The women left with a 14th-place finish. The men came in seventh.
"Things happen at championships," said sprinter Kyra Jefferson, the senior from Detroit and one of the lone bright spots for the Gators at the meet. "Sometimes you can't account for the underdogs at other schools. You have to depend on your abilities that day."
This wasn't UF's day.
Sprinter Shayla Sanders came in with the top 60 meters time in the nation. She finished seventh. Hall and fellow senior Najee Glass qualified for the second and faster heat in the 400, but finished just fourth and sixth, respectively. In the women's 400, Claudia Francis and Jefferson both scored, but picked up just the seventh- and eighth-place points. Robin Reynolds' split in the 4x400 was two seconds slower than her usual time, as the Gators could no better than seventh in a race in which they figured to win.
And then there was Hall's pull-up.
The runner-up finishes by Jefferson in the 200 and by the men's 4x400 (sans Hall) were really all the Gators had to smile about.
"We have to get focused and do a better job -- everybody," Holloway said. "Other than Kyra Jefferson, we were just awful. That's not like us. We're accustomed to coming in here and getting something done. That's on my shoulders. And we'll fix it."
Junior Nick Uruburu went to the meet as an alternate in the 4x400, but got the call after the injury to teammate Arman Hall.

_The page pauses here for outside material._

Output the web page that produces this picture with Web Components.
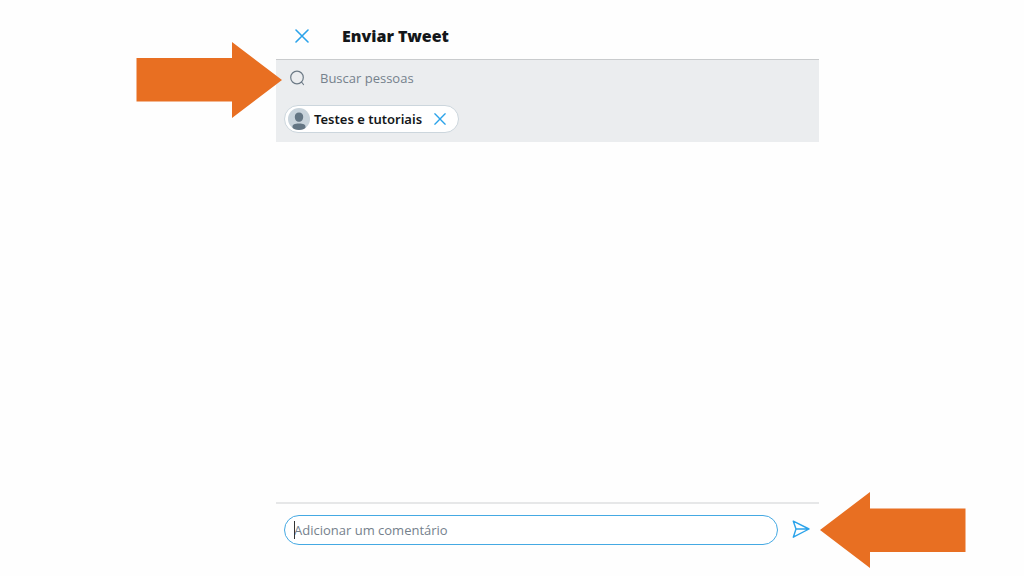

In scoring in both the 400 and 200, Jefferson pulled off a rare double, becoming only the seventh woman in meet history to tally at least 10 points while competing in those very different sprints that go off just 40 minutes apart. Jefferson won her 200 heat in 22.83, but sat at the finish line and watched Tennessee's Felicia Brown clock in at 22.47 in the final heat and take the title.
An hour later, Jefferson ran the second leg for UF's 4x400-meter relay team.
"Exhausting," Jefferson said of her night. "But it was good, though. It was a lot of good preparation for outdoor [season], shocking my body so that I'm used to running at these high levels. It was great competition this meet. It really woke me up for outdoors."
Speaking of wake-up calls, Holloway credited junior Nick Uruburu -- "My go-to guy" -- for stepping in for the injured Hall and doing what an alternate is supposed to do.
Uruburu, a junior from Jacksonville, ran the third leg of the 4x400 and turned in a 46.2 split, helping the Gators to the eight second-place points.
"You can't come into a meet thinking like an alternate," Uruburu said. "I came in prepared to run. When I heard my name called, I was ready."
Holloway's goal is to have all of his athletes saying that as the Gators turn their attention to the outdoor season and immediately start putting a very un-Florida like performance behind them.